Record imports drove the U.S. trade deficit up for the third straight month in August. The deficit in the trade of goods with China and Mexico hit records.
The Commerce Department said Friday that the trade gap — the difference between what America sells and what it buys abroad — rose to $53.2 billion in August from $50 billion in July. The August reading was the highest since February.
Imports rose 0.6 percent to a record $262.7 billion on higher shipments of cellphones and autos; exports slid 0.8 percent to $209.4 billion.
The U.S. ran a $76.7 billion deficit in the trade of goods such as machinery and cars. That gap was partially offset by a $23.5 billion surplus in the trade of services such as banking and tourism.
President Donald Trump campaigned on a pledge to bring down U.S. trade deficits and has slapped taxes on imported steel, aluminum and on many Chinese products, drawing retaliatory tariffs from U.S. trading partners.
Trump's sanctions have yet to have an impact on the deficit, which is up 8.6 percent this year to $391.1 billion.
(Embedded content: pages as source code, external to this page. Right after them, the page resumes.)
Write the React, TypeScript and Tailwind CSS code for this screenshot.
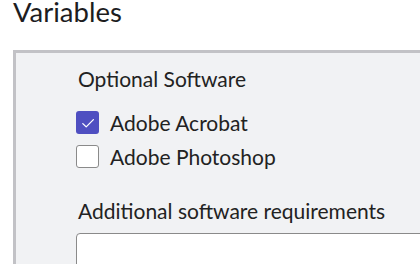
import { useState } from "react";

function Check({ checked, label, onToggle }: { checked: boolean; label: string; onToggle: () => void }) {
    return (
        <label className="flex items-center gap-[11px] h-[34px] cursor-pointer" onClick={onToggle}>
            <span
                className={
                    checked
                        ? "w-[23px] h-[23px] rounded-[3px] bg-[#4f4fc1] flex items-center justify-center"
                        : "w-[23px] h-[23px] rounded-[3px] bg-white border border-[#8a8a8a]"
                }
            >
                {checked && (
                    <svg width="16" height="16" viewBox="0 0 16 16" fill="none">
                        <path d="M2.8 8.6l3.4 3.3L13.4 4.6" stroke="white" strokeWidth="1.3" strokeLinecap="round" strokeLinejoin="round" />
                    </svg>
                )}
            </span>
            <span className="text-[21px] text-[#222]">{label}</span>
        </label>
    );
}

export default function App() {
    const [acrobat, setAcrobat] = useState(true);
    const [photoshop, setPhotoshop] = useState(false);

    return (
        <div className="w-[420px] h-[264px] overflow-hidden bg-white font-['Lato',sans-serif]">
            <h1 className="ml-[13px] text-[27.5px] leading-[24px] text-[#1d1d1f]">Variables</h1>
            <div className="mt-[26px] ml-[13px] w-[500px] h-[300px] border-t-[3px] border-l-[3px] border-[#c2c2c6] bg-[#f1f2f4] pl-[62px] pt-[10px]">
                <p className="text-[21px] text-[#222]">Optional Software</p>
                <div className="mt-[11px] -ml-[2px] flex flex-col">
                    <Check checked={acrobat} label="Adobe Acrobat" onToggle={() => setAcrobat(!acrobat)} />
                    <Check checked={photoshop} label="Adobe Photoshop" onToggle={() => setPhotoshop(!photoshop)} />
                </div>
                <p className="mt-[21px] text-[21px] text-[#222]">Additional software requirements</p>
                <textarea className="block mt-[7px] -ml-[2px] w-[420px] h-[80px] bg-white border border-[#8a8a8a] rounded-[4px] outline-none" />
            </div>
        </div>
    );
}
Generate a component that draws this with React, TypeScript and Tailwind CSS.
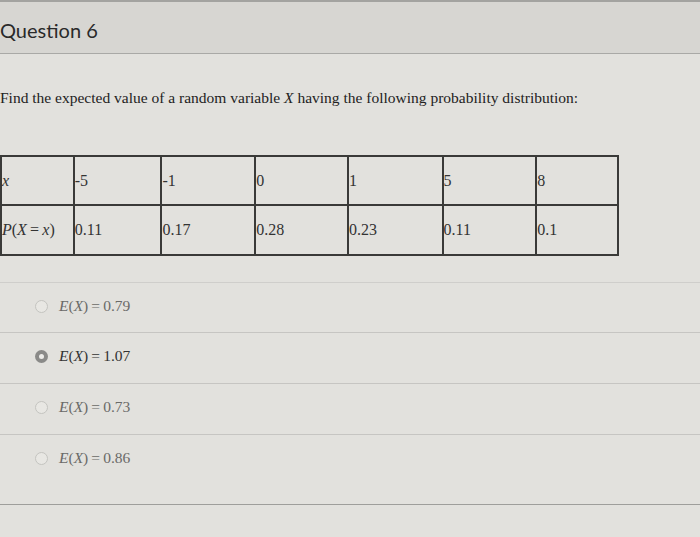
const xs = ["-5", "-1", "0", "1", "5", "8"];
const ps = ["0.11", "0.17", "0.28", "0.23", "0.11", "0.1"];
const widths = ["w-[88px]", "w-[94px]", "w-[93px]", "w-[95px]", "w-[94px]", "w-[82px]"];

const options = [
  { value: "0.79", selected: false, h: "h-[50px]" },
  { value: "1.07", selected: true, h: "h-[51px]" },
  { value: "0.73", selected: false, h: "h-[51px]" },
  { value: "0.86", selected: false, h: "h-[70px]" },
];

function Radio({ selected }: { selected: boolean }) {
  if (selected) {
    return (
      <span className="flex h-[13px] w-[13px] items-center justify-center rounded-full bg-[#8a8a88]">
        <span className="h-[5px] w-[5px] rounded-full bg-[#ecebe8]" />
      </span>
    );
  }
  return <span className="h-[13px] w-[13px] rounded-full border border-[#c4c4c0] bg-[#e8e7e3]" />;
}

export default function App() {
  return (
    <div className="min-h-[537px] w-[700px] overflow-hidden bg-[#e2e1dd] font-['Liberation_Serif',serif] text-[#222]">
      <div className="h-[54px] border-t-2 border-b border-t-[#a3a3a0] border-b-[#a9a9a6] bg-[#d7d6d2] pt-[15px]">
        <h2 className="font-['Lato',sans-serif] text-[20px] leading-[26px] text-[#2a2a2a]">Question 6</h2>
      </div>

      <p className="mt-[34px] text-[15.5px] leading-[20px]">
        Find the expected value of a random variable <i>X</i> having the following probability distribution:
      </p>

      <div className="mt-[47px] w-[619px] border-2 border-[#3a3a38] text-[16px] text-[#333]">
        <div className="flex h-[49px] border-b-2 border-[#3a3a38]">
          <div className="flex w-[71px] items-center italic">x</div>
          {xs.map((x, i) => (
            <div key={i} className={`flex items-center border-l-2 border-[#3a3a38] ${widths[i]}`}>
              {x}
            </div>
          ))}
        </div>
        <div className="flex h-[48px]">
          <div className="flex w-[71px] items-center whitespace-nowrap">
            <i>P</i>(<i>X</i>&thinsp;=&thinsp;<i>x</i>)
          </div>
          {ps.map((p, i) => (
            <div key={i} className={`flex items-center border-l-2 border-[#3a3a38] ${widths[i]}`}>
              {p}
            </div>
          ))}
        </div>
      </div>

      <div className="mt-[26px]">
        {options.map((o, i) => (
          <div
            key={i}
            className={`flex items-start gap-[11px] border-t pl-[35px] pt-[16px] ${o.h} ${
              i === 0 ? "border-[#cfcecb]" : "border-[#c6c5c2]"
            }`}
          >
            <div className="flex h-[14px] items-center pt-[1px]">
              <Radio selected={o.selected} />
            </div>
            <span className={`text-[15.5px] leading-[14px] ${o.selected ? "text-[#333]" : "text-[#6a6a68]"}`}>
              <i>E</i>(<i>X</i>)&thinsp;=&thinsp;{o.value}
            </span>
          </div>
        ))}
        <div className="border-t border-[#9e9e9b]" />
      </div>
    </div>
  );
}
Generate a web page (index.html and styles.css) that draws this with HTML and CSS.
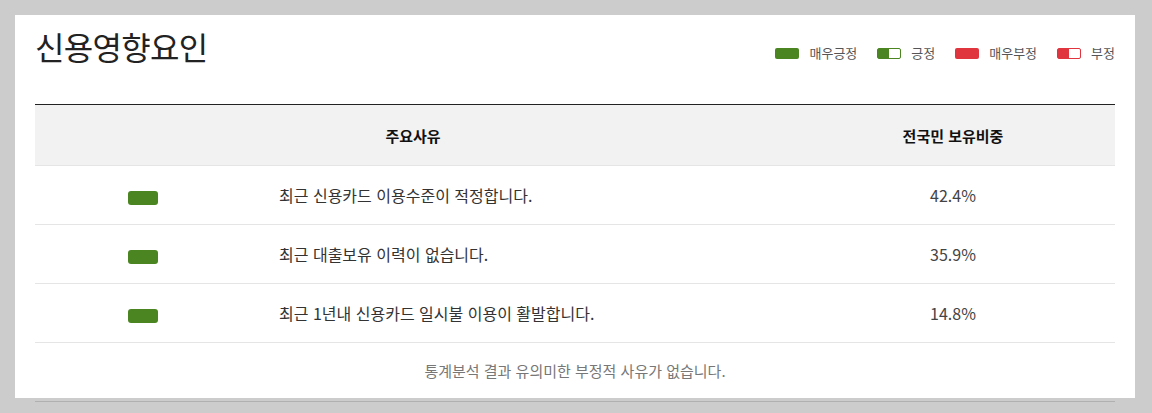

The goods deficit with China rose 4.7 percent in August to a record $38.6 billion; and the gap with Mexico widened 56.9 percent to $8.7 billion, also a record.
Trump sees the lopsided trade numbers as a sign of U.S. economic weakness and as the result of bad trade deals and abusive practices by U.S. trading partners, especially China.
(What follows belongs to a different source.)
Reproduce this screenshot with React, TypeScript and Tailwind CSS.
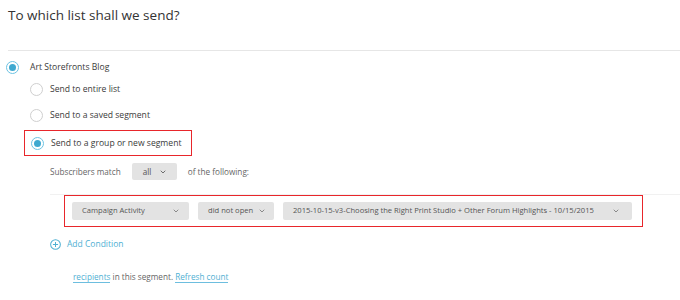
import { ChevronDown } from 'lucide-react';

function Radio({ checked }: { checked?: boolean }) {
  return (
    <span
      className={`flex h-[13px] w-[13px] shrink-0 items-center justify-center rounded-full border ${
        checked ? 'border-[#6cc3e3] border-[1.5px]' : 'border-[#cfcfcf]'
      } bg-white`}
    >
      {checked && <span className="h-[7px] w-[7px] rounded-full bg-[#3fa9d0]" />}
    </span>
  );
}

function Select({ label, className }: { label: string; className: string }) {
  return (
    <div
      className={`flex h-[18px] shrink-0 items-center justify-between whitespace-nowrap rounded-[2px] bg-[#e3e3e3] text-[7.6px] font-medium text-[#555] ${className}`}
    >
      <span>{label}</span>
      <ChevronDown className="h-[8px] w-[8px] text-[#777]" strokeWidth={2.5} />
    </div>
  );
}

export default function App() {
  return (
    <div
      className="h-[300px] w-[680px] overflow-hidden bg-white text-[#3a3a3a]"
      style={{ fontFamily: '"Open Sans", sans-serif' }}
    >
      <h1 className="h-[50px] pl-[8px] pt-[5px] text-[13.5px] leading-[20px] text-[#333]">
        To which list shall we send?
      </h1>

      <div className="ml-[8px] border-t border-[#e6e6e6]" />

      <div className="mt-[10px] flex h-[13px] items-center gap-[11px] pl-[6px] text-[8.6px] leading-[13px]">
        <Radio checked />
        <span>Art Storefronts Blog</span>
      </div>

      <div className="mt-[9px] flex h-[13px] items-center gap-[7px] pl-[30px] text-[8.6px] leading-[13px]">
        <Radio />
        <span>Send to entire list</span>
      </div>

      <div className="mt-[13px] flex h-[13px] items-center gap-[7px] pl-[30px] text-[8.6px] leading-[13px]">
        <Radio />
        <span>Send to a saved segment</span>
      </div>

      <div className="ml-[24px] mt-[8px] flex h-[26px] w-[168px] items-center gap-[7px] border border-[#e8262b] pl-[6px] text-[8.6px] leading-[13px]">
        <Radio checked />
        <span>Send to a group or new segment</span>
      </div>

      <div className="mt-[7px] flex h-[17px] items-center whitespace-nowrap pl-[50px] text-[8.2px] leading-[17px] text-[#666]">
        <span>Subscribers match</span>
        <div className="ml-[11px] flex h-[17px] w-[45px] items-center justify-between rounded-[2px] bg-[#e3e3e3] pl-[11px] pr-[10px] text-[#555]">
          <span>all</span>
          <ChevronDown className="h-[8px] w-[8px]" strokeWidth={2.5} />
        </div>
        <span className="ml-[11px]">of the following:</span>
      </div>

      <div className="ml-[50px] mt-[14px] border-t border-[#f1f1f1]" />

      <div className="ml-[64px] flex h-[32px] w-[579px] items-center gap-[9px] border border-[#e8262b] pl-[7px]">
        <Select label="Campaign Activity" className="w-[117px] pl-[10px] pr-[9px]" />
        <Select label="did not open" className="w-[76px] pl-[10px] pr-[8px]" />
        <Select
          label="2015-10-15-v3-Choosing the Right Print Studio + Other Forum Highlights - 10/15/2015"
          className="w-[349px] pl-[10px] pr-[12px]"
        />
      </div>

      <div className="mt-[11px] flex h-[12px] items-center gap-[6px] pl-[50px] text-[8.5px] leading-[12px] text-[#4fb0d3]">
        <svg width="11" height="11" viewBox="0 0 12 12" fill="none" stroke="#4fb0d3" strokeWidth="1.1">
          <circle cx="6" cy="6" r="5.3" />
          <path d="M6 3.2v5.6M3.2 6h5.6" />
        </svg>
        <span>Add Condition</span>
      </div>

      <div className="mt-[21px] pl-[73px] text-[8.2px] leading-[12px] text-[#666]">
        <span className="border-b border-[#6dbedf] text-[#4fb0d3]">recipients</span> in this segment.{' '}
        <span className="border-b border-[#6dbedf] text-[#4fb0d3]">Refresh count</span>
      </div>
    </div>
  );
}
In addition to imposing import taxes, he has pulled out of an Asia-Pacific trade deal negotiated by the Obama administration and forced a rewrite of the North American Free Trade Agreement with Canada and Mexico.
Mainstream economists view trade deficits as the result of an economic reality unlikely to bend to changes in trade policy: Americans spend more than they produce, and imports fill the gap. The strong U.S. economy also encourages Americans to buy more foreign products.
U.S. exports are also hurt by the American dollar's role as the world's currency. The dollar is usually in high demand because it is used in so many global transactions. That means the dollar is persistently strong, raising prices of U.S. products and putting American companies at a disadvantage in foreign markets.